Washington: Jay Beagle
If you are a casual musician, you don’t generally play concerts in sold out arenas. If you participate in local dinner theater, you don’t generally have a movie studio calling you to star in their latest $100 million flick. And it you are a fourth-line grinder, you don’t generally get called upon to center the top goal scorer of his generation. Unless you are Jay Beagle, that is. This is no slam on young Mr. Beagle, who is by any account a diligent, hard-working sort. But it is one thing to be a 12-minute a game grinder chipping in an occasional point, as he was last season. It is another to be asked to be a playmaker to set up more offensively gifted players on a night-in, night-out basis as Beagle has been asked to do for a little while now.
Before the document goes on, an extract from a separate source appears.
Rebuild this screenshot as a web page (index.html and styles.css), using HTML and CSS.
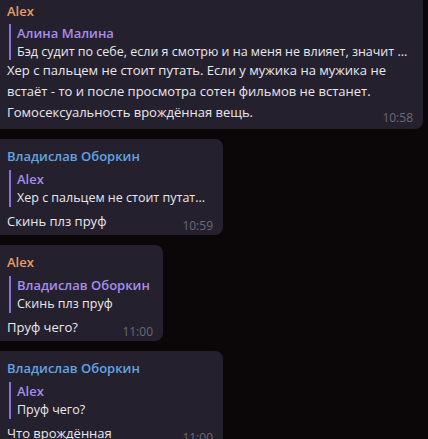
FILE: index.html
```html
<!DOCTYPE html>
<html lang="ru">
<head>
  <meta charset="UTF-8" />
  <meta name="viewport" content="width=device-width, initial-scale=1" />
  <title>Chat</title>
  <link rel="stylesheet" href="styles.css">
</head>
<body>

  <div class="chat">

    <div class="msg msg-wide msg-first">
      <div class="name orange">Alex</div>
      <div class="reply">
        <div class="reply-name">Алина Малина</div>
        <div class="reply-text">Бэд судит по себе, если я смотрю и на меня не влияет, значит ...</div>
      </div>
      <div class="text">Хер с пальцем не стоит путать. Если у мужика на мужика не встаёт - то и после просмотра сотен фильмов не встанет. Гомосексуальность врождённая вещь.<span class="time">10:58</span></div>
    </div>

    <div class="msg msg-mid">
      <div class="name blue">Владислав Оборкин</div>
      <div class="reply">
        <div class="reply-name">Alex</div>
        <div class="reply-text">Хер с пальцем не стоит путат...</div>
      </div>
      <div class="text">Скинь плз пруф<span class="time">10:59</span></div>
    </div>

    <div class="msg msg-small">
      <div class="name orange">Alex</div>
      <div class="reply">
        <div class="reply-name">Владислав Оборкин</div>
        <div class="reply-text">Скинь плз пруф</div>
      </div>
      <div class="text">Пруф чего?<span class="time">11:00</span></div>
    </div>

    <div class="msg msg-mid">
      <div class="name blue">Владислав Оборкин</div>
      <div class="reply">
        <div class="reply-name">Alex</div>
        <div class="reply-text">Пруф чего?</div>
      </div>
      <div class="text">Что врождённая<span class="time">11:00</span></div>
    </div>

  </div>

</body>
</html>
```

FILE: styles.css
```css
* {
  box-sizing: border-box;
}
html, body {
  margin: 0;
  height: 100%;
  overflow: hidden;
}
body {
  background: #0b0709;
  font-family: 'Open Sans', 'Noto Sans', sans-serif;
  font-size: 13px;
  color: #e9e8ee;
}
.chat {
  display: flex;
  flex-direction: column;
  align-items: flex-start;
  gap: 10px;
  margin-left: -8px;
}
.msg {
  background: #25202d;
  border-radius: 8px;
  padding: 8px 10px 3px 15px;
}
.msg-first {
  margin-top: -6px;
  padding-bottom: 5px;
}
.msg-first .reply {
  margin-top: 4px;
}
.msg-first .reply-text {
  line-height: 17px;
}
.msg-first .text {
  margin-top: 0;
  line-height: 21px;
}
.msg-wide {
  width: 431px;
}
.msg-mid {
  width: 231px;
}
.msg-small {
  width: 171px;
}
.name {
  font-weight: 600;
  line-height: 18px;
  white-space: nowrap;
}
.orange {
  color: #e89e66;
}
.blue {
  color: #60a5e3;
}
.reply {
  margin: 5px 0 0 2px;
  padding-left: 6px;
  border-left: 2px solid #8a73d6;
}
.reply-name {
  color: #a78dec;
  font-weight: 600;
  line-height: 19px;
  white-space: nowrap;
}
.reply-text {
  font-size: 12.5px;
  line-height: 18px;
  white-space: nowrap;
  overflow: hidden;
}
.text {
  margin-top: 3px;
  line-height: 22px;
}
.time {
  float: right;
  margin: 10px 0 0 8px;
  color: #6d6978;
  font-size: 12px;
  line-height: 12px;
}
```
Of 565 skaters having played in half of their team’s games, Beagle ranks 487th in Corsi-for percentage at 5-on-5 (44.8 percent). Not all of that has been accumulated skating with Alex Ovechkin, but neither is it indicative of a player who will drive possession. In his last six games, which corresponds to his current run of games centering Ovechkin at even strength, Beagle’s Corsi-for percentage at 5-on-5 is a cumulative 38.6 (source: extraskater.com). Ovechkin does not have an even-strength point in this arrangement; neither does Beagle, and the Caps are 2-1-3, having scored nine even strength goals in all. If there is a reason to continue this experiment, it is not readily apparent.
1. Do whatever
2. You need to do
3. To win
…really, at this point the rest is just noise.
In the end…
The Caps are now at the point in the season where you can see the games remaining in which they will be underdogs, perhaps significant underdogs – at St. Louis, against Chicago, even if those teams will have long clinched their seeds in the playoffs by the time the Caps play them. That makes a game like this one against Dallas a “must win” game, not a “must get at least one point” game. It hardly matters a lot if it comes in regulation, in overtime, in a shootout, or by forfeit for that matter. Fail to get two points in this game, and we can schedule the wake for this season.